On Fri, 04 Feb 2005 15:25:04 -0500, rbt <[EMAIL PROTECTED]> wrote:
John J. Lee wrote:
Steve Holden <[EMAIL PROTECTED]> writes: [...]
You are modifying the list as you iterate over it. Instead, iterate over a copy by using:
for ip in ips[:]: ...
Just to help popularise the alternative idiom, which IMO is significantly less cryptic (sane constructors of mutable objects almost always make a copy, and list is no exception: it's guaranteed to do so):
for ip in list(ips): ...
Works back to at least Python 1.5.2.
John
I don't know that that approach is less cryptic. ips is already a list... it looks cryptic to make it a list again, doesn't it? IMO, the two are equally cryptic.
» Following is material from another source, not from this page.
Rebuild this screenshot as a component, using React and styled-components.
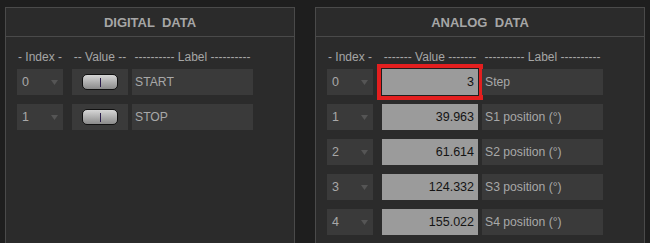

The epitome of clarity would be copy(ips)... now *that* makes sense, of course, ips[:] or list(ips) work equally well to the programmer who has learned them.
Howsabout:
from copy import copy ips = ['255.255.255.255', '128.173.120.79', '198.82.247.98',
... '127.0.0.1', '255.0.0.0', '255', '128.173.255.34']
for ip in copy(ips):
... if '255' in ip: ... ips.remove(ip) ...
ips
['128.173.120.79', '198.82.247.98', '127.0.0.1']
But I still think that the list comprehension is the best.
Peace Bill Mill bill.mill at gmail.com
Wow, I did not know that a copy module existed. I made all that up about copy being the perfect example here. Great minds think alike ;) I fell Guidoish.